While speaking at the launch in Lagos last weekend, Project Manager, Oluchi Buchi-Njere, noted, “we understand that books are critical to sustainable development. Through this unique project, our goal is to provide resource-friendly ‘hanging libraries’ made from fabric or clothing material that can be hung easily in classrooms to shelf. We believe these libraries are innovative and best attuned to the resource-constrained communities we are targeting through this project.


“The project was initially piloted last year as a National Youth Service Corps Community Development project by Dr. Yusuf Shittu while serving in Ejigbo, Lagos with a nexus of seven public schools namely Ejigbo Model Nursery and Primary School, Ageke Nur/Pry School, Ifoshi Nur/Pry School, Fadu Nur/Pry School, Imakiyo Nur/Pry School, Adegboyega Nur/Pry School and Oba Moruf Nur/Pry School benefiting from a total of 42 hanging libraries stocked with books.

“This year, we are taking it a step further by scaling up the initiative to involve at least 100 primary schools in 100 communities across Nigeria; supporting them with low-cost improvised libraries stocked with books and other educational materials to contribute towards raising the standard of education in the country.”

Similarly, Olawunmi Bayode-Treasures, who broke World Record in the ‘Longest Marathon Reading Aloud’ category, having read for 122 hours, also stressed the need for Nigerians to cultivate the culture of reading.

According to him, the reason Nigeria is where it is today is because “leaders don’t read. When leaders read, you will see it in what they do. When followers read, you will see it in the way they follow their leaders, because when you have reading followers, you don’t have blind loyalty.

“And when you have reading leaders, you will always see traces of innovation in the way they do their things, because governance is very easy. It has been done before. It is unfortunate that we have leaders who don’t care. In fact, in the north, there is a deliberate effort to discourage education. The northern elite are deliberating impoverishing the people. Nigeria has the highest number of out of school children. Literacy is a word to depict acquisition of knowledge, not only writing or reading. Some people cannot read nor write but they are literate because they have skills.

“In many schools today, hardly will you see one with a library. When there are no libraries, how would the students advance their knowledge? If there are good libraries, parents don’t need to buy books; they just go to the libraries where they will get books for their children to read.

“In 2007, President Olusegun Obasanjo started a project on National Library of Nigeria. Today, the project is an eyesore. I went to Abuja library and what I saw were journals, newspapers, etc, and I said, ‘if this is FCT library, then what do you expect to see at the local governments?’

“I’m not sure that presidents are able to finish two books in the course of their administration. So how do we expect anything from them?
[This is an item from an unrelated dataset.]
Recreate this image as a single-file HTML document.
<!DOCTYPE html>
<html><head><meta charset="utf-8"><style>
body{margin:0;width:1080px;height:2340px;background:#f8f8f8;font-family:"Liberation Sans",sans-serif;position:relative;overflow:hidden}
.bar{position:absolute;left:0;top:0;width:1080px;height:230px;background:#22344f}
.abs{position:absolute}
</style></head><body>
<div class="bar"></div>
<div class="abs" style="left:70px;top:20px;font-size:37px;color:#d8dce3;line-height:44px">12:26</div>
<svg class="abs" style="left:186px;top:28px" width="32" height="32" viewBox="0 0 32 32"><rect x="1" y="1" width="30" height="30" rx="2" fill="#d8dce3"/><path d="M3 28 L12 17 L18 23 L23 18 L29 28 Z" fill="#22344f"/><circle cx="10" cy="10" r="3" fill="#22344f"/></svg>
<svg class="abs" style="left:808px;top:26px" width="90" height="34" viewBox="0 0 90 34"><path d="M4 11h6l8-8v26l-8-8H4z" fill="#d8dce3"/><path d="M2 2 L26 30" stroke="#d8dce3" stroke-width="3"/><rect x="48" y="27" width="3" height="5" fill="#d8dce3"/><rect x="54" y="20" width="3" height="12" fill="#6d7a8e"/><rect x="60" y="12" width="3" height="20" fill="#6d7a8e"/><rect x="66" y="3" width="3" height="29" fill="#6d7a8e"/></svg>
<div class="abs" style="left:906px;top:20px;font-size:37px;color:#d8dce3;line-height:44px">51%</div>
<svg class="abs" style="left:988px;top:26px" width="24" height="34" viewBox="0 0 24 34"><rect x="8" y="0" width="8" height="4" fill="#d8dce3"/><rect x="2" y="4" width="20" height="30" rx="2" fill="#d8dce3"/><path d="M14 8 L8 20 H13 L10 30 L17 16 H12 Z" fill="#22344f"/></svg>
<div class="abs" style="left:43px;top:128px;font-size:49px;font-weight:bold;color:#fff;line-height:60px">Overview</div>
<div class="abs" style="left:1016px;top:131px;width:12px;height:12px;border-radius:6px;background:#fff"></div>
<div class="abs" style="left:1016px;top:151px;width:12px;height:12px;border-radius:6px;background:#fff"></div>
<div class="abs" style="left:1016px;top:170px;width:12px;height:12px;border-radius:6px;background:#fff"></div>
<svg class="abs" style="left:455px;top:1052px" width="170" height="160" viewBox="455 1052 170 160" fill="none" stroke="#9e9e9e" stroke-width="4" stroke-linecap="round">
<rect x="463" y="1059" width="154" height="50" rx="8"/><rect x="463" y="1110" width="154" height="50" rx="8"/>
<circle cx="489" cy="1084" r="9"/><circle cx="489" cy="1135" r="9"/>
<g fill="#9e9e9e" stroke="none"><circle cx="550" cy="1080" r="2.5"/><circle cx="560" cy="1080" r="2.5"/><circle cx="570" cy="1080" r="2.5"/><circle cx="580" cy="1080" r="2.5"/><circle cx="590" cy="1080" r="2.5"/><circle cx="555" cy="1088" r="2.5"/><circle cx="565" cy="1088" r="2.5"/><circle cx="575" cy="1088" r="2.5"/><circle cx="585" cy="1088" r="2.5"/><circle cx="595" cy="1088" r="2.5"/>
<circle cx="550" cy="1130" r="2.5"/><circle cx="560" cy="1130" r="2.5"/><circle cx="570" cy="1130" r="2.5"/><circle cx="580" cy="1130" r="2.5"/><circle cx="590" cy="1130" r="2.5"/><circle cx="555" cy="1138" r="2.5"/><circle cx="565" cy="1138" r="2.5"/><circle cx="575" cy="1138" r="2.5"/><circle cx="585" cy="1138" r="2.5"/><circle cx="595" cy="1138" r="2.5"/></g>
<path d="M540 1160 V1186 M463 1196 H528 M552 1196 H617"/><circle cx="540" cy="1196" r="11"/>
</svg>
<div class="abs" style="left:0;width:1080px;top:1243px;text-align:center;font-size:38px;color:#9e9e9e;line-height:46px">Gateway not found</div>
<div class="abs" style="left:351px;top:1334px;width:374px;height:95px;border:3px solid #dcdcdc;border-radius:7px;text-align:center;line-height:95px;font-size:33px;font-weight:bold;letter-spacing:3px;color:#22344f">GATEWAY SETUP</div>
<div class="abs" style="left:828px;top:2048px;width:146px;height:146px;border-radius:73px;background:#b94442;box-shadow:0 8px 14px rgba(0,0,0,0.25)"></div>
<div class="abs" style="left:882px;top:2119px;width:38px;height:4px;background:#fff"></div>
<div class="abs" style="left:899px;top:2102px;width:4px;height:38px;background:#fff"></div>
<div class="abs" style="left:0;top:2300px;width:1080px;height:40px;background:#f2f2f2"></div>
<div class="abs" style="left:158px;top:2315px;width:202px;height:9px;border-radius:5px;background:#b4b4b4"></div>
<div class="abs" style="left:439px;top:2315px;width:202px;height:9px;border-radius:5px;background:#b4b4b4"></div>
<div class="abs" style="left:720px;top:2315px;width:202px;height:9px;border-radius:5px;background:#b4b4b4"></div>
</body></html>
An average CEO in America reads at least 30 books every year. We are all one book away from the change we desire in our lives because there is no height you want to attain that has not been achieved before and they are all in books: the start, the process and how to get there.
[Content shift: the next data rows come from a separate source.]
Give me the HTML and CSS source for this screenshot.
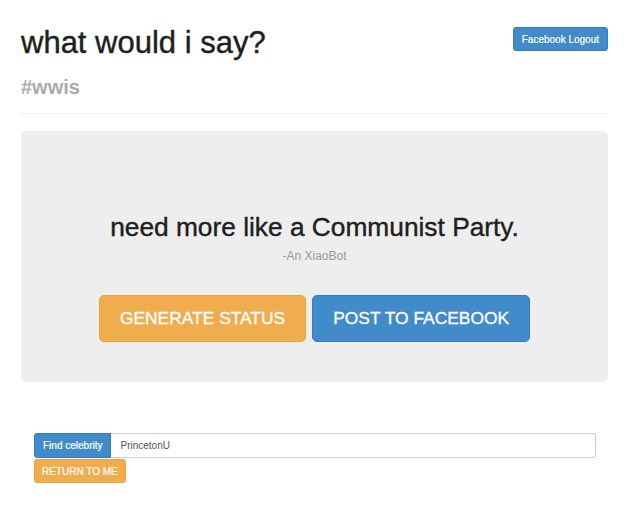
FILE: index.html
```html
<!DOCTYPE html>
<html>
<head>
<meta charset="utf-8">
<link rel="stylesheet" href="styles.css">
</head>
<body>
<div class="container">
  <div class="header">
    <div class="titles">
      <h1 class="title">what would i say?</h1>
      <div class="tag">#wwis</div>
    </div>
    <button class="btn btn-primary btn-sm">Facebook Logout</button>
  </div>
  <div class="jumbotron">
    <p class="quote">need more like a Communist Party.</p>
    <p class="author">-An XiaoBot</p>
    <div class="actions">
      <button class="btn btn-warning btn-lg">GENERATE STATUS</button>
      <button class="btn btn-primary btn-lg">POST TO FACEBOOK</button>
    </div>
  </div>
  <div class="finder">
    <div class="input-group">
      <span class="addon">Find celebrity</span>
      <span class="field">PrincetonU</span>
    </div>
    <button class="btn btn-warning btn-xs">RETURN TO ME</button>
  </div>
</div>
</body>
</html>
```
FILE: styles.css
```css
* { box-sizing: border-box; }
body {
  margin: 0;
  font-family: "Liberation Sans", Arial, sans-serif;
  color: #333;
  background: #fff;
}
.container {
  width: 608px;
  padding-left: 21px;
}
.header {
  display: flex;
  justify-content: space-between;
  align-items: flex-start;
  padding-top: 27px;
  padding-bottom: 15px;
  border-bottom: 1px solid #eee;
}
.title {
  margin: 0;
  font-size: 31px;
  font-weight: normal;
  line-height: 32px;
  color: #1e1e1e;
  -webkit-text-stroke: 0.4px #1e1e1e;
}
.tag {
  margin-top: 17px;
  font-size: 20px;
  font-weight: bold;
  line-height: 22px;
  color: #aaa;
}
.btn {
  font-family: "Liberation Sans", Arial, sans-serif;
  border: 1px solid;
  color: #fff;
  cursor: pointer;
}
.btn-primary { background: #428bca; border-color: #357ebd; }
.btn-warning { background: #f0ad4e; border-color: #eea236; }
.btn-sm {
  font-size: 10px;
  height: 24px;
  padding: 0 8px;
  border-radius: 3px;
  -webkit-text-stroke: 0.2px #fff;
}
.jumbotron {
  margin-top: 17px;
  background: #eee;
  border-radius: 5px;
  height: 251px;
  padding-top: 81px;
  text-align: center;
}
.quote {
  margin: 0;
  font-size: 26.3px;
  line-height: 30px;
  color: #1e1e1e;
  -webkit-text-stroke: 0.4px #1e1e1e;
}
.author {
  margin: 7px 0 0;
  font-size: 12px;
  line-height: 14px;
  color: #999;
}
.actions {
  margin-top: 32px;
  display: flex;
  justify-content: center;
  gap: 6px;
}
.btn-lg {
  font-size: 17.4px;
  height: 47px;
  padding: 0 20px;
  border-radius: 5px;
  -webkit-text-stroke: 0.3px #fff;
}
.finder {
  margin-top: 51px;
  padding-left: 13px;
}
.input-group {
  display: flex;
  width: 562px;
  height: 25px;
}
.addon {
  background: #428bca;
  border: 1px solid #357ebd;
  color: #fff;
  font-size: 10px;
  line-height: 23px;
  padding: 0 8px;
  border-radius: 3px 0 0 3px;
  -webkit-text-stroke: 0.2px #fff;
}
.field {
  flex: 1;
  border: 1px solid #ccc;
  border-left: none;
  border-radius: 0 3px 3px 0;
  font-size: 10px;
  line-height: 23px;
  padding: 0 9px;
  color: #555;
}
.btn-xs {
  display: block;
  margin-top: 1px;
  font-size: 10px;
  height: 24px;
  padding: 0 7px;
  border-radius: 3px;
  -webkit-text-stroke: 0.2px #fff;
}
```
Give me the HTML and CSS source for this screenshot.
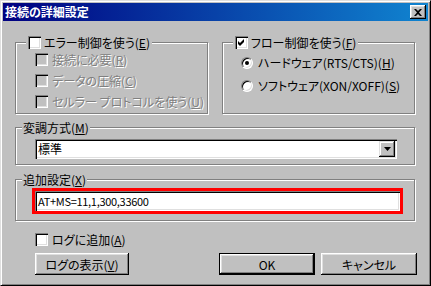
FILE: index.html
```html
<!DOCTYPE html>
<html lang="ja">
<head>
    <meta charset="UTF-8">
    <title>接続の詳細設定</title>
    <link rel="stylesheet" href="styles.css">
</head>
<body>
    <div class="window">
        <div class="titlebar">
            <span class="title">接続の詳細設定</span>
            <span class="close">
                <svg width="8" height="7" viewBox="0 0 8 7"><path d="M0 0h2l2 2 2-2h2L5 3.5 8 7H6L4 5 2 7H0l3-3.5z" fill="#000"/></svg>
            </span>
        </div>

        <div class="dialog">
            <div class="top-row">
                <fieldset class="group">
                    <legend><span class="box"></span><span>エラー制御を使う(<u>E</u>)</span></legend>
                    <div class="options options-check">
                        <div class="option disabled"><span class="box"></span><span>接続に必要(<u>R</u>)</span></div>
                        <div class="option disabled"><span class="box"></span><span>データの圧縮(<u>C</u>)</span></div>
                        <div class="option disabled"><span class="box"></span><span>セルラー プロトコルを使う(<u>U</u>)</span></div>
                    </div>
                </fieldset>

                <fieldset class="group">
                    <legend><span class="box"><svg width="13" height="13" viewBox="0 0 13 13"><path d="M3 5v3l2 2 4-4V3L5 7z" fill="#000"/></svg></span><span>フロー制御を使う(<u>F</u>)</span></legend>
                    <div class="options options-radio">
                        <div class="option"><span class="radio"><span class="dot"></span></span><span>ハードウェア(RTS/CTS)(<u>H</u>)</span></div>
                        <div class="option"><span class="radio"></span><span>ソフトウェア(XON/XOFF)(<u>S</u>)</span></div>
                    </div>
                </fieldset>
            </div>

            <fieldset class="group group-modem">
                <legend class="plain"><span>変調方式(<u>M</u>)</span></legend>
                <div class="group-body">
                    <div class="combo">
                        <span class="combo-text">標準</span>
                        <span class="combo-btn"><svg width="7" height="4" viewBox="0 0 7 4"><path d="M0 0h7L3.5 4z" fill="#000"/></svg></span>
                    </div>
                </div>
            </fieldset>

            <fieldset class="group group-extra">
                <legend class="plain"><span>追加設定(<u>X</u>)</span></legend>
                <div class="group-body">
                    <div class="highlight">
                        <div class="edit">AT+MS=11,1,300,33600</div>
                    </div>
                </div>
            </fieldset>

            <div class="footer">
                <div class="footer-left">
                    <div class="option"><span class="box"></span><span>ログに追加(<u>A</u>)</span></div>
                    <button class="btn btn-log">ログの表示(<u>V</u>)</button>
                </div>
                <div class="footer-right">
                    <button class="btn btn-default">OK</button>
                    <button class="btn">キャンセル</button>
                </div>
            </div>
        </div>
    </div>
</body>
</html>
```

FILE: styles.css
```css
body {
    margin: 0;
    background-color: #c0c0c0;
    font-family: "Noto Sans CJK JP", "Liberation Sans", sans-serif;
    font-size: 12px;
    font-feature-settings: "palt";
    color: #000;
}

.window {
    width: 431px;
    height: 286px;
    box-sizing: border-box;
    background-color: #c0c0c0;
    border: 1px solid;
    border-color: #dfdfdf #000 #000 #dfdfdf;
    box-shadow: inset 1px 1px #fff, inset -1px -1px #808080;
    padding: 2px;
}

.titlebar {
    height: 18px;
    display: flex;
    align-items: center;
    justify-content: space-between;
    padding: 0 2px 0 2px;
    background: linear-gradient(to right, #000080, #1084d0);
}

.title {
    color: #fff;
    font-weight: bold;
    font-size: 12px;
    line-height: 14px;
}

.close {
    width: 16px;
    height: 14px;
    box-sizing: border-box;
    display: flex;
    align-items: center;
    justify-content: center;
    background-color: #c0c0c0;
    box-shadow: inset -1px -1px #000, inset 1px 1px #fff, inset -2px -2px #808080, inset 2px 2px #dfdfdf;
}

.dialog {
    padding: 15px 13px 0 12px;
}

.top-row {
    display: grid;
    grid-template-columns: 1fr 1fr;
    column-gap: 14px;
}

.group {
    margin: 0;
    padding: 0;
    min-width: 0;
    box-sizing: border-box;
    border: 1px solid #808080;
    box-shadow: 1px 1px 0 #fff, inset 1px 1px 0 #fff;
}

.top-row .group {
    height: 78px;
}

.group legend {
    margin-left: 10px;
    padding: 0 2px;
    height: 13px;
    line-height: 13px;
    display: flex;
    align-items: center;
    gap: 3px;
    white-space: nowrap;
    background-color: #c0c0c0;
}

.group legend.plain {
    margin-left: 6px;
    padding: 0 1px;
}

.options {
    display: flex;
    flex-direction: column;
}

.options-check {
    padding: 4px 0 0 19px;
    gap: 8px;
}

.options-radio {
    padding: 7px 0 0 18px;
    gap: 10px;
}

.option {
    display: flex;
    align-items: center;
    gap: 4px;
    height: 13px;
    line-height: 13px;
    white-space: nowrap;
}

.options-radio .option {
    gap: 5px;
}

.option.disabled {
    color: #808080;
    text-shadow: 1px 1px 0 #fff;
}

.box {
    width: 13px;
    height: 13px;
    flex: none;
    box-sizing: border-box;
    background-color: #fff;
    box-shadow: inset 1px 1px #808080, inset 2px 2px #000, inset -1px -1px #fff, inset -2px -2px #dfdfdf;
}

.box svg {
    display: block;
}

.disabled .box {
    background-color: #c0c0c0;
}

.radio {
    width: 12px;
    height: 12px;
    flex: none;
    box-sizing: border-box;
    border-radius: 50%;
    border: 1px solid;
    border-color: #808080 #fff #fff #808080;
    background-color: #fff;
    box-shadow: inset 1px 1px #000, inset -1px -1px #dfdfdf;
    display: flex;
    align-items: center;
    justify-content: center;
}

.dot {
    width: 4px;
    height: 4px;
    border-radius: 50%;
    background-color: #000;
}

.group-modem {
    margin-top: 7px;
}

.group-modem .group-body {
    padding: 5px 17px 5px 19px;
}

.combo {
    height: 20px;
    box-sizing: border-box;
    padding: 2px;
    display: flex;
    align-items: center;
    background-color: #fff;
    box-shadow: inset 1px 1px #808080, inset 2px 2px #000, inset -1px -1px #fff, inset -2px -2px #dfdfdf;
}

.combo-text {
    flex: 1;
    padding-left: 1px;
    line-height: 16px;
}

.combo-btn {
    width: 16px;
    height: 16px;
    box-sizing: border-box;
    display: flex;
    align-items: center;
    justify-content: center;
    background-color: #c0c0c0;
    box-shadow: inset -1px -1px #000, inset 1px 1px #dfdfdf, inset -2px -2px #808080, inset 2px 2px #fff;
}

.group-extra {
    margin-top: 8px;
}

.group-extra .group-body {
    padding: 2px 11px 6px 16px;
}

.highlight {
    border: 3px solid #ff0000;
}

.edit {
    height: 20px;
    box-sizing: border-box;
    padding: 2px 3px;
    font-size: 11px;
    line-height: 16px;
    letter-spacing: -0.3px;
    background-color: #fff;
    box-shadow: inset 1px 1px #808080, inset 2px 2px #000, inset -1px -1px #fff, inset -2px -2px #dfdfdf;
    white-space: nowrap;
}

.footer {
    margin-top: 12px;
    margin-right: -2px;
    padding-left: 20px;
    display: flex;
    justify-content: space-between;
    align-items: flex-end;
}

.footer-left {
    display: flex;
    flex-direction: column;
    gap: 7px;
}

.footer-right {
    display: flex;
    gap: 6px;
}

.btn {
    width: 96px;
    height: 22px;
    margin: 0;
    padding: 0;
    border: none;
    font: inherit;
    color: #000;
    background-color: #c0c0c0;
    box-shadow: inset -1px -1px #000, inset 1px 1px #fff, inset -2px -2px #808080, inset 2px 2px #dfdfdf;
}

.btn-log {
    width: 94px;
}

.btn-default {
    box-shadow: inset 0 0 0 1px #000, inset -2px -2px #000, inset 2px 2px #fff, inset -3px -3px #808080, inset 3px 3px #dfdfdf;
}
```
“Today, education is very cheap. All you need to do is to read and write, have a smartphone, go to YouTube and you can learn anything. Today, we have about five or six functional libraries in Lagos State. Our children are dropping books for smartphones. Taking the phone is not to gain knowledge. In those days, our competition was how many books you have read.”

The event had The Guardian’s Anote Ajeluorou, author of Igho Goes to Farm, and Oladele Medaiyese, author of She Calls Him Daddy, give out copies of their books to support the initiative.